Candura gerou astúcia. As ausências prolongaram-se, e as visitas cessaram
inteiramente.” [...]
Foi
por esse tempo e por causa das ausências de Camilo que Rita foi à Cartomante. Outras
cartas anônimas “tão apaixonadas” como a primeira vieram aumentando o medo em
Camilo, de que Vilela viesse a descobrir tudo, enquanto a moça, vaidosa, pensou
que as cartas só podiam ser “despeito de algum pretendente”. Rita decidiu então
levar as cartas para casa, no intuito de compará-las à caligrafia das
correspondências que chegassem para Vilela (observe que Rita levou as “provas do crime” para casa).
Vilela
passou a mostrar-se sombrio e o casal decidiu evitar temporariamente os
encontros.Em seguida, Camilo recebe um bilhete de Vilela: "Vem já, já, à
nossa casa; preciso falar-te sem demora.". Atônito, Camilo não sabe ao
certo o significado daquelas palavras... se um chamado colérico do marido traído
ou um simples apelo do amigo. Curioso e angustiado, o rapaz decide ir logo à
casa de Vilela, mas, no meio do caminho... uma carroça caída interrompia o trânsito
bem ao lado da casa da cartomante. Seria
o destino? Repare que Camilo tinha a opção de tomar outro caminho, mas prefere
esperar e, logo em seguida, decide ir consultar a profetisa.

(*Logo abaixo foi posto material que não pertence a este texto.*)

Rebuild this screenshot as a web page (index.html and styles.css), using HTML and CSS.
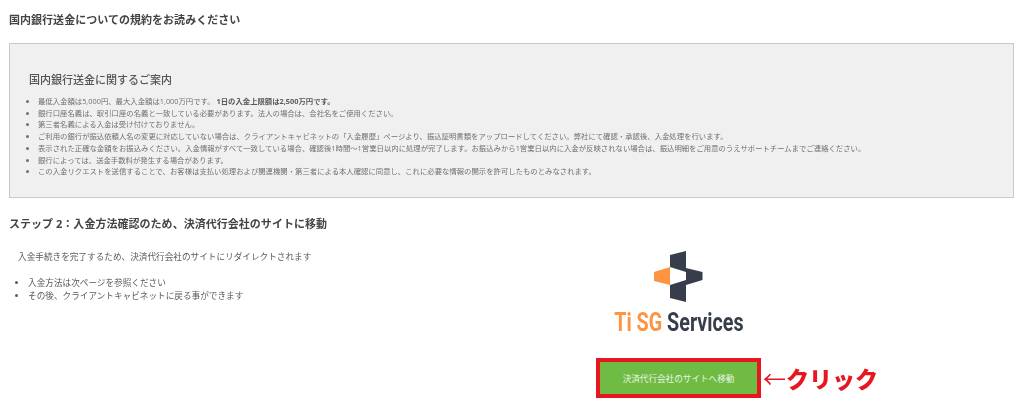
FILE: index.html
```html
<!DOCTYPE html>
<html lang="ja">
<head>
<meta charset="utf-8">
<title>国内銀行送金</title>
<link rel="stylesheet" href="styles.css">
</head>
<body>
<main class="page">
  <h2 class="heading first">国内銀行送金についての規約をお読みください</h2>
  <section class="notice">
    <h3 class="notice-title">国内銀行送金に関するご案内</h3>
    <ul class="notice-list">
      <li>最低入金額は5,000円、最大入金額は1,000万円です。 <b>1日の入金上限額は2,500万円です。</b></li>
      <li>銀行口座名義は、取引口座の名義と一致している必要があります。法人の場合は、会社名をご使用ください。</li>
      <li>第三者名義による入金は受け付けておりません。</li>
      <li>ご利用の銀行が振込依頼人名の変更に対応していない場合は、クライアントキャビネットの「入金履歴」ページより、振込証明書類をアップロードしてください。弊社にて確認・承認後、入金処理を行います。</li>
      <li>表示された正確な金額をお振込みください。入金情報がすべて一致している場合、確認後1時間～1営業日以内に処理が完了します。お振込みから1営業日以内に入金が反映されない場合は、振込明細をご用意のうえサポートチームまでご連絡ください。</li>
      <li>銀行によっては、送金手数料が発生する場合があります。</li>
      <li>この入金リクエストを送信することで、お客様は支払い処理および関連機関・第三者による本人確認に同意し、これに必要な情報の開示を許可したものとみなされます。</li>
    </ul>
  </section>
  <h2 class="heading second">ステップ 2：入金方法確認のため、決済代行会社のサイトに移動</h2>
  <div class="step">
    <div class="step-text">
      <p class="step-lead">入金手続きを完了するため、決済代行会社のサイトにリダイレクトされます</p>
      <ul class="step-list">
        <li>入金方法は次ページを参照ください</li>
        <li>その後、クライアントキャビネットに戻る事ができます</li>
      </ul>
    </div>
    <div class="step-action">
      <div class="logo">
        <svg class="logo-mark" viewBox="0 0 49 51" width="49" height="51" aria-hidden="true">
          <polygon fill="#ff9440" points="0,21 16,16 16,34 0,30"/>
          <path fill="#373d4b" d="M16 4 32 0V17L48.5 21V29L32 34V51L16 47V34L32 29V21L16 16Z"/>
        </svg>
        <div class="logo-name"><span class="logo-accent">Ti SG</span> Services</div>
      </div>
      <div class="cta-wrap">
        <a class="cta">決済代行会社のサイトへ移動</a>
        <span class="callout"><span class="callout-arrow">←</span>クリック</span>
      </div>
    </div>
  </div>
</main>
</body>
</html>
```
FILE: styles.css
```css
* { box-sizing: border-box; }
html, body { margin: 0; background: #fff; }
body {
  width: 1024px;
  height: 414px;
  overflow: hidden;
  font-family: "Open Sans", "Noto Sans CJK JP", sans-serif;
  color: #555;
}
.page { padding: 13px 10px 0 9px; filter: blur(0.35px); }
.heading {
  margin: 0;
  font-size: 11px;
  line-height: 13px;
  font-weight: 700;
  color: #444;
  letter-spacing: 0.03px;
}
.notice {
  margin-top: 17px;
  height: 155px;
  padding: 29px 19px 0;
  background: #f0f0f0;
  border: 1px solid #c9c9c9;
}
.notice-title {
  margin: 0;
  font-size: 11px;
  line-height: 14px;
  font-weight: 500;
  color: #555;
}
.notice-list {
  margin: 9px 0 0;
  padding: 0 0 0 9px;
  font-size: 7.37px;
  line-height: 11.7px;
  color: #707070;
}
.notice-list li { white-space: nowrap; }
.notice-list b { color: #5a5a5a; }
.second { margin-top: 19px; }
.step { display: flex; }
.step-text { width: 587px; padding: 21px 0 0 9px; }
.step-lead {
  margin: 0;
  font-size: 8.63px;
  line-height: 13px;
  color: #5a5a5a;
}
.step-list {
  margin: 13px 0 0;
  padding: 0 0 0 10px;
  font-size: 8.63px;
  line-height: 13px;
  color: #5a5a5a;
}
.step-action {
  width: 165px;
  margin-top: 21px;
  display: flex;
  flex-direction: column;
  align-items: center;
}
.logo { display: flex; flex-direction: column; align-items: center; }
.logo-mark { display: block; }
.logo-name {
  margin-top: 9px;
  font-family: "Roboto", sans-serif;
  font-size: 25px;
  line-height: 24px;
  font-weight: 700;
  color: #373d4b;
  white-space: nowrap;
  transform: scaleX(0.79);
}
.logo-accent { color: #ff9440; }
.cta-wrap { position: relative; margin-top: 23px; width: 165px; }
.cta {
  display: flex;
  align-items: center;
  justify-content: center;
  height: 40px;
  background: #6fbb43;
  border: 4px solid #e8161f;
  color: #e9f5e2;
  font-size: 8.6px;
}
.callout {
  position: absolute;
  left: 167px;
  top: 4px;
  font-size: 23px;
  line-height: 34px;
  font-weight: 900;
  color: #e8161f;
  white-space: nowrap;
}
.callout-arrow { font-weight: 400; }
```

"A cartomante fê-lo sentar diante da mesa, e sentou-se
do lado oposto, com as costas para a janela, de maneira que a pouca luz de fora
batia em cheio no rosto de Camilo. Abriu uma gaveta e tirou um baralho de
cartas compridas e enxovalhadas. Enquanto as baralhava, rapidamente, olhava
para ele, não de rosto, mas por baixo dos olhos. Era uma mulher de quarenta
anos, italiana, morena e magra, com grandes olhos sonsos e agudos. Voltou três
cartas sobre a mesa, e disse-lhe:
— Vejamos primeiro o que é que o traz aqui. O senhor
tem um grande susto...
Camilo, maravilhado, fez um gesto afirmativo.
— E quer saber, continuou ela, se lhe acontecerá
alguma coisa ou não...
— A mim e a ela, explicou vivamente ele."
Observe que a cartomante percebe a
inquietação de Camilo e o induz a dizer indiretamente o motivo da consulta, ou
seja, não há nada de mágico no conto, como a citação de Hamlet nos
poderia fazer julgar.
A
cartomante, enfim, diz ao cliente o que ele gostaria de ouvir, ou seja, que o
outro não sabia de nada. Aliviado, Camilo paga generosamente a consulta e vai imediatamente
à casa de Vilela.
— Desculpa, não pude vir mais cedo; que há?
"Vilela não lhe respondeu; tinha as feições
decompostas; fez-lhe sinal, e foram para uma saleta interior. Entrando, Camilo
não pôde sufocar um grito de terror: — ao fundo sobre o canapé, estava Rita
morta e ensangüentada. Vilela pegou-o pela gola, e, com dois tiros de revólver,
estirou-o morto no chão."
O
desfecho trágico e ao mesmo tempo seco
é a punição exemplar dos adúlteros, algo raro no Realismo, cujas narrativas
normalmente encerram com o triunfo dos imorais. Isso se explica pelo fato de
que no conto A Cartomante, a verdadeira
questão a ser discutida vai além do adultério: a fraqueza do caráter humano e a tendência a interpretar-se a
realidade sempre conforme nossa própria conveniência.